Page MenuHomePhabricator

Inconsistent treatment of multiline strings in AbuseFilter matching edits and diagnostic tools
Open, Needs TriagePublicBUG REPORT

Description

Condition:

"foo\nbar" == "foo
bar"

Evaluates to true in /tools, /test, and /examine pages, but if saved as a filter, it matches no edit.

On the contrary, condition:

"foo\r\nbar" == "foo
bar"

Evaluates to false in /tools, /test, and /examine pages, but if saved as a filter, it matches all edits.

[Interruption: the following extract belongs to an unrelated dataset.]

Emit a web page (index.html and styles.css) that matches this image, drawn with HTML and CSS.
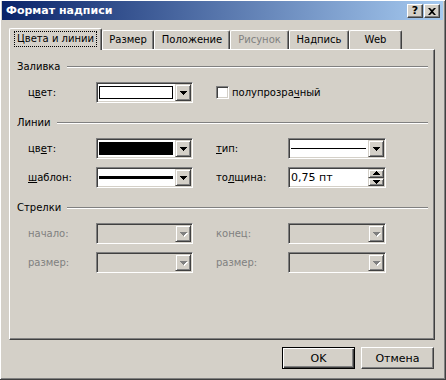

This has been observed in both Linux + Firefox and Windows + Edge (Chromium).

Original report:

Steps to replicate the issue (include links if applicable):

What happens?:
The filter recognizes an edit on the examine page but not when saving that edit.

What should have happened instead?:
The behavior for examine and during save should be the same. (The intention here was that the edit should be recognized by the filter).

Software version (on Special:Version page; skip for WMF-hosted wikis like Wikipedia): plwikiquote

Other information (browser name/version, screenshots, etc.):

Event Timeline

Two possibilities I can see. First, the text was pre-saved-transformed, in some way that caused only new_wikitext_pst to match and not new_wikitext. Unfortunately, when examining past edits, new_wikitext contains the value of new_wikitext_pst and there's not much that can be done to fix that; the original, un-transformed text is discarded on save.

Alternatively, this is a caching issue. From https://pl.wikiquote.org/w/api.php?action=query&list=logevents you updated the filter at 2024-04-27T19:55:16Z and made that at edit at 2024-04-27T19:55:51Z. Maybe your edit was tested against the old version of the filter. Can you try again? If that doesn't work, try using new_wikitext_pst.

I've just copied the content of Użytkownik:Swam_pl/brundopis3 to Użytkownik:Msz2001/brudnopis (examine) and the result is the same: the edit is recognized in an examine mode but not while saving.

I'll ask Swam pl, who made the filter to use new_wikitext_pst just for test and we will see...

If that doesn't work, try using new_wikitext_pst.

We tried this approach, but actually, there's no variable new_wikitext_pst (documentation).

Sorry, I meant new_pst. But I've already tried that on testwiki, and it doesn't help. This is actually a problem with line endings and not related to T102944. Multiline strings are apparently interpreted differently when evaluating an edit vs. in /tools and /examine.

This evaluates to "true" in /tools, /test, and /examine:

"foo\nbar" == "foo
bar"

But put the same text in a filter, and it matches no edits.

This evaluates to "false" in /tools, /test, and /examine:

"foo\r\nbar" == "foo
bar"

But it matches all edits once saved in a filter.

This might depend on what browser or operating system you are using when visiting /tools. I am using Firefox on Linux.

I can replicate those on Windows 11 + Edge 124, so the result seems to be independent from the OS newline convetions. Tested /tools on plwiki and both /tools and real filter on a local installation of MW 1.40.

Msz2001 renamed this task from AbuseFilter doesn't hit while saving edit, recognizes when examined manually to Inconsistent treatment of multiline strings in AbuseFilter matching edits and diagnostic tools.Sun, Apr 28, 8:00 PM
Msz2001 updated the task description. (Show Details)

First, we need to decide which is preferred, i.e., whether the multiline string should be interpreted as with or without the carriage return, or depend on the platform. (I think it's without.)

I took a quick look at the code, and the tokenizer seems to have no special handling for multiline strings, it just reads whatever it finds between a pair of quotes. Nevertheless, there seems to be no test case for multiline strings: https://gerrit.wikimedia.org/g/mediawiki/extensions/AbuseFilter/+/master/tests/parserTests/string.t.

There are potentially many code paths to look at. AbuseFilterViewEdit and the other views reading the POST'd data, FilterStore/FilterLookup which are proxies to the database, parsing stuff, and all the caching layers involved.